What could account for this? This is a pretty surprising result to me. I wouldn't be surprised to see such stark differences between Linux and Windows, or OSX and Windows, but I sort of assumed that these things would behave very similarly between OSX and Linux.

This question addresses performance differences between Windows and OSX, which seems more expected.

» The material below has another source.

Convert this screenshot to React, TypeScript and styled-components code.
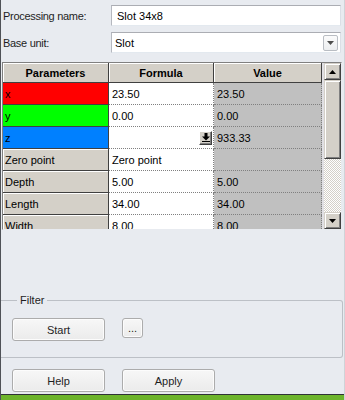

Reality answered 19/12, 2017 at 19:47 Comment(8)
The Value and Array types rely on a Lock to ensure data safety. Acquiring a lock is a fairly expensive action as it requires to switch to kernel mode. On the other hand, serializing simple data structures is what modern CPUs do most of the time so its cost is fairly low. Removing the Lock from the Array should show better performance but you cannot exclude race conditions over the data.Haplite
@Haplite if you look at the full benchmark code you'll see that I am actually not using a lock for the Array portion of the benchmark. And even then this would only account for the poor relative performance of Array on Linux, but it does not necessarily account for the discrepancy between Linux and OSX.Reality
Does your macbook have a solid state drive and your linux laptop a rotating disk?Incident
What about other competing programs ? Do you have more background thread on your mac ? What about testing on 100 or 10000 iteration ?Toothsome
@Hannu, yes you are correct. The macbook has an SSD and my linux laptop does not. I'm not exactly sure how this would cause the observed discrepancies, though.Reality
@romainjouin, that's a really good point. I didn't carefully control for this, but it's safe to assume the background workloads were pretty similar. If I can find time I'll try to run the tests again with higher iteration counts and under more controlled conditions. FWIW, I also observed the same pattern of results for Linux when running under a VM.Reality
It could explain the Array slowness in Linux. Python shared memory implementation appears to create files on file system (see #44747645). I would assume SSD versus a rotating disk would explain the difference there. It does not explain why pipe is so slow on mac, though.Incident
You should consider measuring CPU time instead of wall clock time.Credential
G
7

TL;DR: OSX is faster with Array because calls to the C library slow Array down on Linux

Using Array from multiprocessing uses the C types Python library to make a C call to set memory for the Array. This takes relatively more time on Linux than on OSX. You can also observe this on OSX by using pypy. Setting memory takes much longer using pypy (and GCC and LLVM) than using python3 on OSX (using Clang).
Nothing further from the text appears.